Many philosophers criticise both Quine and Rorty for not taking "scepticism seriously" (187). John Searle, an ‘external realist’, doesn't take scepticism seriously either. Some of the reasons Searle gives for not taking scepticism seriously are exactly the same as those given by Quine; and they're even more similar to those of Rorty.
At the heart of this critique - in the case of both Rorty and Searle (less so in the case of Quine) - is a criticism of Cartesian epistemology and the dominant role it has had in Western philosophy for about three hundred years – perhaps right up to late Wittgenstein and other philosophers:
"There’s deeper objection I have to this whole tradition and that is that I think our obsession with epistemology was a 300-year mistake. Descartes set us off on this and we just have to get out of the idea that the main aim of philosophy is to answer scepticism. There are all sorts of much more interesting questions. I don’t take scepticism seriously. I take it seriously in the way I take Zeno’s paradoxes seriously – they’re nice puzzles. But when I hear about Zeno’s paradoxes I don’t think, “Oh my God, maybe space and time don’t exist.” I think, “That’s an interesting paradox, let’s worked it out.” That’s how I feel about the sceptical paradoxes. I don’t feel that they show that the real world doesn’t exist or that we can never have knowledge of it. I’m quite stunned, in a way, that we’ve had three hundred years of taking scepticism seriously." [187]
What Searle says about epistemology’s ‘obsession’ with scepticism (or our obsession with epistemology itself) is more or less exactly what Rorty says. Indeed it's also more or less what the late Wittgenstein and even Heidegger said! They too not only said that scepticism was/is the prime issue of epistemology; but that epistemology itself (or at least epistemology as it was influenced by Descartes) created the problems of scepticism. That's why Rorty and Michael Williams don't only question scepticism itself, they also question the whole of epistemology which was partly (or fully) building on Cartesian-induced scepticism.
It's interesting to note, then, that Searle compares the sceptical ‘possibilities’ with Zeno’s paradoxes. He doesn’t "take [these] seriously" either. However, he does see them as "nice puzzles" (187). The philosophers who've been interested in paradoxes - Zeno’s or others - surely wouldn’t have seen them as simply ‘nice puzzles’ – or would they?
Bertrand Russell, for instance, did see the paradoxes as nice puzzles. They were useful because they challenge our cognitive abilities and challenge our ordinary ways of thinking about the world. However, perhaps that doesn't imply that we ever actually believe their conclusions or take them seriously.

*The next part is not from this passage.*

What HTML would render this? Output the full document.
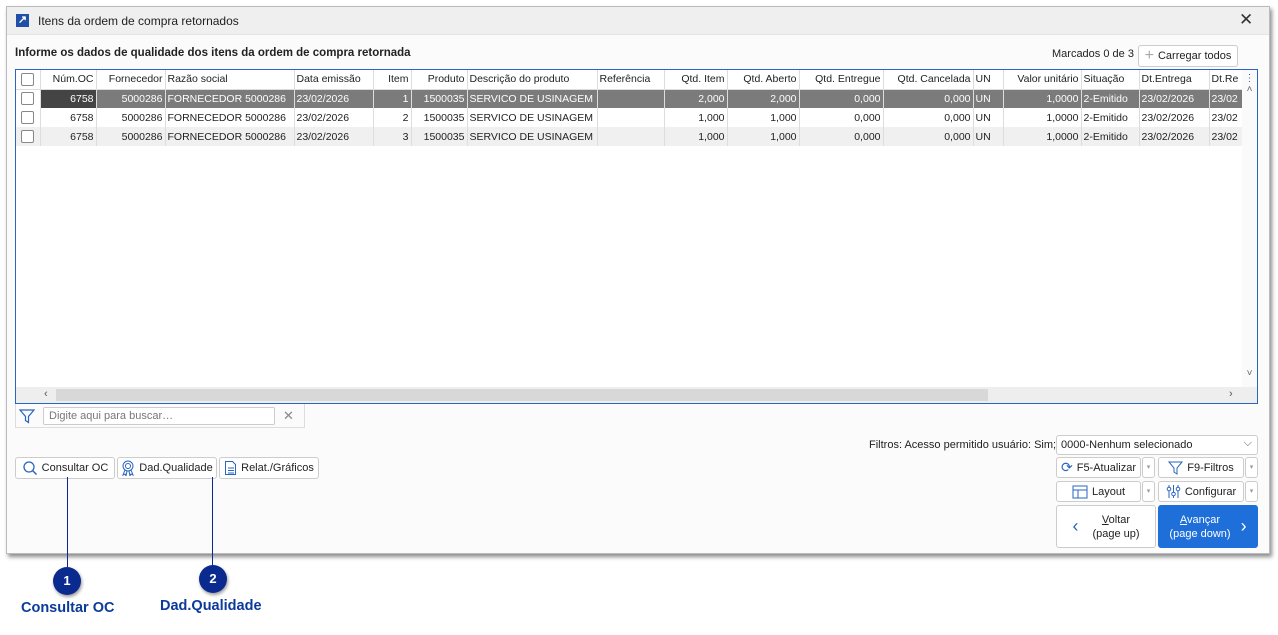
<!DOCTYPE html>
<html><head><meta charset="utf-8"><style>
*{box-sizing:border-box;margin:0;padding:0}
body{width:1278px;height:635px;background:#fff;font-family:"Liberation Sans",sans-serif;font-size:11px;color:#222;position:relative;overflow:hidden}
.a{position:absolute}
.win{left:6px;top:6px;width:1264px;height:548px;background:#fbfbfb;border:1px solid #bbb;box-shadow:2px 3px 4px rgba(0,0,0,.45)}
.title{left:0;top:0;width:100%;height:28px;background:#efefef;border-bottom:1px solid #e4e4e4}
table{border-collapse:collapse;table-layout:fixed;position:absolute;left:0;top:0}
td{height:19px;padding:0 2px;white-space:nowrap;overflow:hidden;border-right:1px solid #ddd;font-size:10.5px}
tr.h td{background:#fff;border-bottom:1px solid #ddd}
tr.s td{background:#7b7b7b;color:#fff}
tr.g td{background:#f0f0f0}
.r{text-align:right}
.cb{width:13px;height:13px;border:1px solid #888;background:#fff;border-radius:2px;margin:0 auto}
.btn{position:absolute;background:#fff;border:1px solid #ccc;border-radius:3px;font-size:11px;display:flex;align-items:center;justify-content:center;gap:4px;color:#222}
.dd{position:absolute;background:#fff;border:1px solid #ccc;border-radius:3px;width:13px;height:21px;font-size:7px;color:#999;text-align:center;line-height:19px}
.badge{position:absolute;width:28px;height:28px;border-radius:50%;background:#0b2a8f;color:#fff;font-weight:bold;font-size:13px;text-align:center;line-height:28px;box-shadow:1px 2px 3px rgba(0,0,0,.4)}
.lbl{position:absolute;color:#0b3a9a;font-weight:bold;font-size:14.5px}
</style></head><body>
<div class="a win">
 <div class="a title">
  <div class="a" style="left:9px;top:7px;width:13px;height:13px;background:#1f4fa8;color:#fff;font-size:11px;line-height:13px;text-align:center;font-weight:bold">↗</div>
  <div class="a" style="left:31px;top:7px;font-size:12px">Itens da ordem de compra retornados</div>
  <div class="a" style="left:1232px;top:3px;font-size:17px;color:#333">✕</div>
 </div>
 <div class="a" style="left:8px;top:40px;font-weight:bold;font-size:11.5px">Informe os dados de qualidade dos itens da ordem de compra retornada</div>
 <div class="a" style="left:1045px;top:41px;font-size:11px">Marcados 0 de 3</div>
 <div class="btn" style="left:1131px;top:38px;width:100px;height:22px"><span style="color:#aaa;font-size:16px">+</span>Carregar todos</div>
 <div class="a" style="left:8px;top:62px;width:1243px;height:335px;border:1px solid #2a65c0;background:#fff;overflow:hidden">
  <table style="width:1226px">
   <colgroup><col style="width:24px"><col style="width:56px"><col style="width:69px"><col style="width:129px"><col style="width:79px"><col style="width:38px"><col style="width:56px"><col style="width:130px"><col style="width:67px"><col style="width:63px"><col style="width:72px"><col style="width:84px"><col style="width:90px"><col style="width:30px"><col style="width:78px"><col style="width:58px"><col style="width:70px"><col style="width:34px"></colgroup>
   <tr class="h"><td><div class="cb"></div></td><td class="r">Núm.OC</td><td class="r">Fornecedor</td><td>Razão social</td><td>Data emissão</td><td class="r">Item</td><td class="r">Produto</td><td>Descrição do produto</td><td>Referência</td><td class="r">Qtd. Item</td><td class="r">Qtd. Aberto</td><td class="r">Qtd. Entregue</td><td class="r">Qtd. Cancelada</td><td>UN</td><td class="r">Valor unitário</td><td>Situação</td><td>Dt.Entrega</td><td>Dt.Re</td></tr>
   <tr class="s"><td style="background:#fff"><div class="cb"></div></td><td class="r" style="background:#444">6758</td><td class="r">5000286</td><td>FORNECEDOR 5000286</td><td>23/02/2026</td><td class="r">1</td><td class="r">1500035</td><td>SERVICO DE USINAGEM</td><td></td><td class="r">2,000</td><td class="r">2,000</td><td class="r">0,000</td><td class="r">0,000</td><td>UN</td><td class="r">1,0000</td><td>2-Emitido</td><td>23/02/2026</td><td>23/02</td></tr>
   <tr><td><div class="cb"></div></td><td class="r">6758</td><td class="r">5000286</td><td>FORNECEDOR 5000286</td><td>23/02/2026</td><td class="r">2</td><td class="r">1500035</td><td>SERVICO DE USINAGEM</td><td></td><td class="r">1,000</td><td class="r">1,000</td><td class="r">0,000</td><td class="r">0,000</td><td>UN</td><td class="r">1,0000</td><td>2-Emitido</td><td>23/02/2026</td><td>23/02</td></tr>
   <tr class="g"><td><div class="cb"></div></td><td class="r">6758</td><td class="r">5000286</td><td>FORNECEDOR 5000286</td><td>23/02/2026</td><td class="r">3</td><td class="r">1500035</td><td>SERVICO DE USINAGEM</td><td></td><td class="r">1,000</td><td class="r">1,000</td><td class="r">0,000</td><td class="r">0,000</td><td>UN</td><td class="r">1,0000</td><td>2-Emitido</td><td>23/02/2026</td><td>23/02</td></tr>
  </table>
  <div class="a" style="left:1226px;top:0;width:15px;height:317px;background:#fafafa;color:#666;font-size:10px;text-align:center"><div style="color:#2a65c0;margin-top:3px">⋮</div><div>˄</div><div style="position:absolute;top:298px;width:15px">˅</div></div>
  <div class="a" style="left:0;top:317px;width:1241px;height:16px;background:#eee"><div class="a" style="left:40px;top:2px;width:932px;height:12px;background:#d8d8d8"></div><div class="a" style="left:28px;top:1px;color:#555">‹</div><div class="a" style="left:1213px;top:1px;color:#555">›</div></div>
 </div>
 <div class="a" style="left:8px;top:397px;width:290px;height:24px;border:1px solid #ddd;border-top:none;background:#fbfbfb">
  <svg class="a" style="left:3px;top:4px" width="16" height="16"><path d="M1 2h14l-5.5 6.5v6l-3-2v-4z" fill="none" stroke="#2a65c0" stroke-width="1.2"/></svg>
  <div class="a" style="left:27px;top:3px;width:232px;height:18px;border:1px solid #ccc;border-radius:2px;background:#fff;color:#777;padding:2px 5px">Digite aqui para buscar…</div>
  <div class="a" style="left:267px;top:4px;color:#888;font-size:13px">✕</div>
 </div>
 <div class="btn" style="left:8px;top:450px;width:100px;height:22px"><svg width="16" height="16"><circle cx="7" cy="7" r="5" fill="none" stroke="#2a65c0" stroke-width="1.3"/><path d="M10.5 10.5l4 4" stroke="#2a65c0" stroke-width="1.5"/></svg>Consultar OC</div>
 <div class="btn" style="left:110px;top:450px;width:100px;height:22px"><svg width="14" height="16"><circle cx="7" cy="6" r="5" fill="none" stroke="#2a65c0"/><circle cx="7" cy="6" r="2.5" fill="none" stroke="#2a65c0"/><path d="M4 10l-2 5 2-1 1 2 1-5M10 10l2 5-2-1-1 2-1-5" fill="none" stroke="#2a65c0"/></svg>Dad.Qualidade</div>
 <div class="btn" style="left:212px;top:450px;width:100px;height:22px"><svg width="13" height="16"><path d="M1.5 1.5h7l3 3v10h-10z M4 8h6M4 10.5h6M4 13h6" fill="none" stroke="#2a65c0"/></svg>Relat./Gráficos</div>
 <div class="a" style="left:862px;top:432px">Filtros: Acesso permitido usuário: Sim;</div>
 <div class="a" style="left:1049px;top:428px;width:202px;height:20px;border:1px solid #ccc;border-radius:3px;background:#fff;padding:3px 4px">0000-Nenhum selecionado<span style="position:absolute;right:5px;top:1px;color:#555">⌵</span></div>
 <div class="btn" style="left:1049px;top:450px;width:85px;height:21px"><span style="color:#2a65c0;font-size:14px">⟳</span>F5-Atualizar</div>
 <div class="dd" style="left:1135px;top:450px">▾</div>
 <div class="btn" style="left:1151px;top:450px;width:86px;height:21px"><svg width="15" height="15"><path d="M1 2h13l-5 6v6l-3-2v-4z" fill="none" stroke="#2a65c0"/></svg>F9-Filtros</div>
 <div class="dd" style="left:1238px;top:450px">▾</div>
 <div class="btn" style="left:1049px;top:474px;width:85px;height:21px"><svg width="16" height="14"><rect x="1" y="1" width="14" height="12" fill="none" stroke="#2a65c0"/><path d="M1 5h14M6 5v8" stroke="#2a65c0"/></svg>Layout</div>
 <div class="dd" style="left:1135px;top:474px">▾</div>
 <div class="btn" style="left:1151px;top:474px;width:86px;height:21px"><svg width="15" height="15"><path d="M3 1v13M7.5 1v13M12 1v13" stroke="#2a65c0"/><circle cx="3" cy="5" r="1.8" fill="#fff" stroke="#2a65c0"/><circle cx="7.5" cy="10" r="1.8" fill="#fff" stroke="#2a65c0"/><circle cx="12" cy="5" r="1.8" fill="#fff" stroke="#2a65c0"/></svg>Configurar</div>
 <div class="dd" style="left:1238px;top:474px">▾</div>
 <div class="btn" style="left:1049px;top:498px;width:100px;height:43px;gap:14px"><span style="color:#2a65c0;font-size:18px">‹</span><span style="text-align:center;line-height:14px"><u>V</u>oltar<br>(page up)</span></div>
 <div class="btn" style="left:1151px;top:498px;width:100px;height:43px;background:#1e6fd9;border-color:#1e6fd9;color:#fff;gap:10px"><span style="text-align:center;line-height:14px"><u>A</u>vançar<br>(page down)</span><span style="font-size:18px">›</span></div>
</div>
<div class="a" style="left:67px;top:477px;width:1px;height:90px;background:#0b2a8f"></div>
<div class="a" style="left:212px;top:477px;width:1px;height:90px;background:#0b2a8f"></div>
<div class="badge" style="left:53px;top:567px">1</div>
<div class="badge" style="left:199px;top:565px">2</div>
<div class="lbl" style="left:21px;top:600px">Consultar OC</div>
<div class="lbl" style="left:160px;top:598px">Dad.Qualidade</div>
</body></html>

That is, like Searle, no one really thought that "maybe space and time don’t exist" (187) or that the hare could never have caught up with the tortoise. Similarly, no one, unless he were mad, ever thought "that the real world doesn’t exist or that we can’t have knowledge of it" (187). Or if they seemingly did, perhaps this was an example of the ‘false doubt’ that C.S. Peirce talked about when he castigated Cartesians.
We must conclude with a question:
Have we really been obsessed by epistemology - and therefore scepticism - in the last three hundred years? And was it really the case that scepticism was epistemology’s prime concern?
Come to think of it, it's quite easy to see that scepticism was epistemology’s prime concern because that's what epistemology is essentially about – whether we can have knowledge at all; and not just of the ‘external world'.